Algumas reflexões sobre estudos decoloniais e audiovisuais

Marinilde Tadeu Karat

Confesso que tive uma grande resistência em fazer essa disciplina e que não conseguia perceber qualquer aproximação dos estudos decoloniais com a pesquisa que estou fazendo no doutorado. Quando me inscrevi na disciplina tinha lido uns dois ou três artigos que a minha orientadora recomendou e participado de uma disciplina de 3 dias durante um evento do programa de pós-graduação. Durante a disciplina tive a oportunidade de conhecer um pouco mais sobre essa literatura e através das leituras e discussões realizadas com professores e colegas, pude perceber a importância de conhecer esse referencial e entender que mesmo que ele não seja um dos referenciais teóricos da minha tese, é um referencial importante para minha formação como pesquisadora na área de educação científica e tecnológica. 

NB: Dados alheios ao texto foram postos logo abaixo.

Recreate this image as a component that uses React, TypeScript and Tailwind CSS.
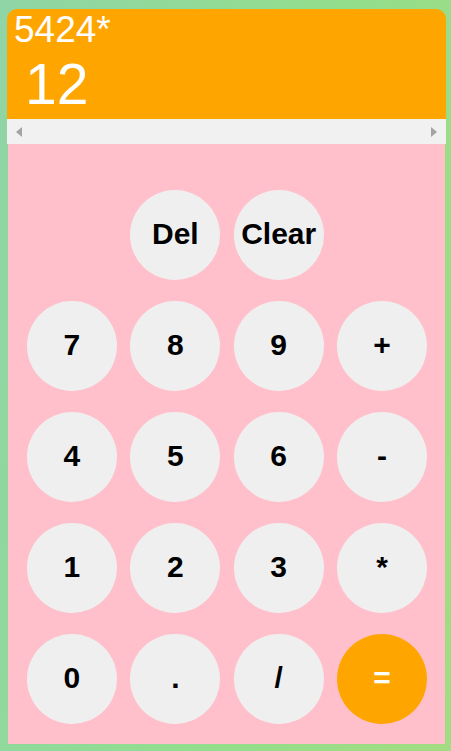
import React from 'react';

const rows: (string | null)[][] = [
  [null, 'Del', 'Clear', null],
  ['7', '8', '9', '+'],
  ['4', '5', '6', '-'],
  ['1', '2', '3', '*'],
  ['0', '.', '/', '='],
];

function Key({ label }: { label: string | null }) {
  if (!label) return <div className="w-[90px] h-[90px]" />;
  const isEq = label === '=';
  return (
    <button
      className={
        'w-[90px] h-[90px] rounded-full flex items-center justify-center pb-[4px] text-[30px] font-bold ' +
        (isEq ? 'bg-[#ffa500] text-white' : 'bg-[#efefef] text-black')
      }
    >
      {label}
    </button>
  );
}

export default function App() {
  return (
    <div
      className="min-h-[751px] w-full pt-[9px] pl-[7px] pr-[5px] pb-[7px] bg-[linear-gradient(100deg,#8fd5a6,#93de8c_60%,#a3dc82)]"
      style={{ fontFamily: '"Liberation Sans", Arial, sans-serif' }}
    >
      <div className="w-[439px] flex flex-col">
        <div className="bg-[#ffa500] rounded-t-[10px] h-[110px] text-white pl-[7px] pt-[1px]">
          <div className="text-[37px] leading-[40px]">5424*</div>
          <div className="text-[57px] leading-[64px] pl-[11px] mt-[2px]">12</div>
        </div>
        <div className="h-[25px] bg-[#f1f1f1] flex items-center justify-between px-[9px]">
          <svg width="6" height="10" viewBox="0 0 6 10">
            <path d="M6 0 L0 5 L6 10 Z" fill="#a3a3a3" />
          </svg>
          <svg width="6" height="10" viewBox="0 0 6 10">
            <path d="M0 0 L6 5 L0 10 Z" fill="#a3a3a3" />
          </svg>
        </div>
        <div className="bg-[#ffc0cb] mx-[1px] h-[600px] pt-[46px] pl-[19px] pr-[18px] flex flex-col gap-[21px]">
          {rows.map((r, i) => (
            <div key={i} className="flex gap-[13.5px]">
              {r.map((k, j) => (
                <Key key={j} label={k} />
              ))}
            </div>
          ))}
        </div>
      </div>
    </div>
  );
}
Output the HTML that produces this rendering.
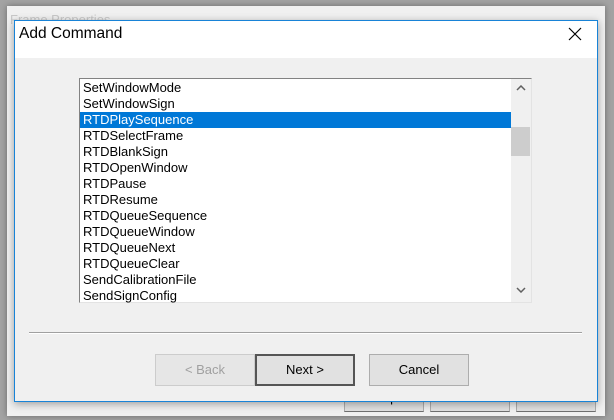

O objetivo geral da minha pesquisa é compreender os sentidos sobre ciência e tecnologia produzidos por professores a partir de vídeos educativos nos canais de vídeo do YouTube, com foco em temas controversos de ciências e suas implicações no ensino. Pensando nas condições de produção mais amplas da criação da plataforma YouTubeEdu, que é um repositório de canais de vídeos didáticos, tentei fazer algumas aproximações com os conceitos da colonialidade do poder, do saber e do ser propostos por Maldonado-Torres (2008). Apresento aqui algumas poucas reflexões que fiz na tentativa de aproximar os estudos decoloniais com a minha pesquisa com audiovisuais.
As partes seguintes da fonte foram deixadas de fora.